Comment se réapproprier en tant que photographe cieux et nuages quand tant d’images du prêt-à-voir publicitaires les ont confisquées. Mireille Loup a consacré ses premières séries à dynamiter avec un humour dévastateur s’exerçant en plans serrés les clichés sentimentaux du couple. Approchant logiquement ensuite l’imaginaire de l’enfant, ses cadrages se sont élargis. Elle a fait son entrée en triomphes colorés dans les espaces naturels.
Parce que les enfants photographiés disparaissent à l’échelle grandiose des sites naturels de Camargue et d’Europe elle les y a fait figurer plus grands que nature. Souvent saisis au niveau du sol sans réelle contre-plongée ils se trouvent à la fois magnifiés comme dans un rêve et écrasés par l’importance du ciel.
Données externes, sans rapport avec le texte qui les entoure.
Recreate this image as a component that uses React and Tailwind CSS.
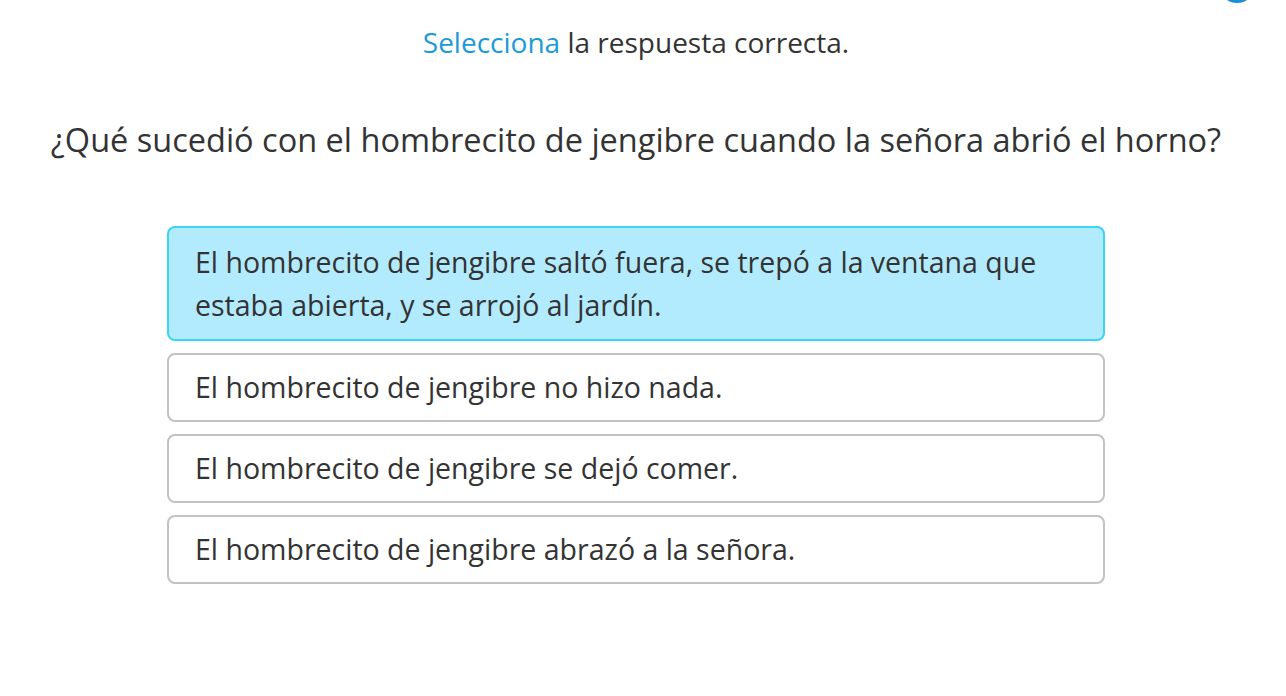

Les trois protagonistes, sites , enfants et cieux de ce drame instantané pour relecture de contes de fées étant réunis la photographe équilibre leurs rôles respectifs.
Si elle a constitué cette banque de ciels en des contrées où ils opèrent leurs plus spectaculaires révolutions, Hollande, Bretagne et autres pays maritimes c’est pour accentuer leur dramaturgie. A ces ciels ouverts qu’offre la série des « Esquives » diurnes la résistance des enfants aux épreuves de la vie s’illustre par leur réactivité à la nature sous la pesanteur des cieux. Leur succèdent ensuite la nuit américaine et ses fabrications de « Nocturnes des garçons perdus ».
Mireille Loup s’est inspirée de la complexe vie personnelle de l’auteur de Peter Pan, James Matthew Barrie. Ayant perdu son frère de 13 ans quand il n’en a lui-même que 6 , il devait porter les habits de l’aîné pour que sa mère, traumatisée par le deuil, accepte de le considérer et de lui adresser la parole.Cette douloureuse histoire d’impossible deuil familial suscite le bleu électrique de l’entre chien et rêve. Pour en obtenir l’effet maximal la photographe travaille sa colorimétrie en rétablissant une balance du cyan et du rouge entre basse et haute lumière. Comme ses enfants modèles sont pris entre leurs pérégrinations dans la nature menaçante et possible résilience de leur action.
Le point de vue de la mère est abordé ensuite dans la série « Mem » , à la fois terme d’informatique pour la mémoire morte de l’ordinateur et abréviation pour un programme scientifique (Maternal-Embryonic) concernant la génétique et la fécondation. Beaucoup de ces scènes s’y déroulent dans une nature quasi mythologique dont les bleus se sont encore refroidis jusqu’à ce que l’exigence de cette recherche s’exprime dans un quasi monochrome blanc qu’elle intitule « Le carré des anges ».
Dans sa série en cours sur l’adolescence un voile blanc naturel posé sur l’objectif ou sa variante numérique poursuit l’exploration sensible du cycle de vie. La mécanique fatale des ciels de spleen enfantin se trouve enfin contredite par une nouvelle donne colorée, du côté de la vie à repenser sans la menace mécanique de ces cieux.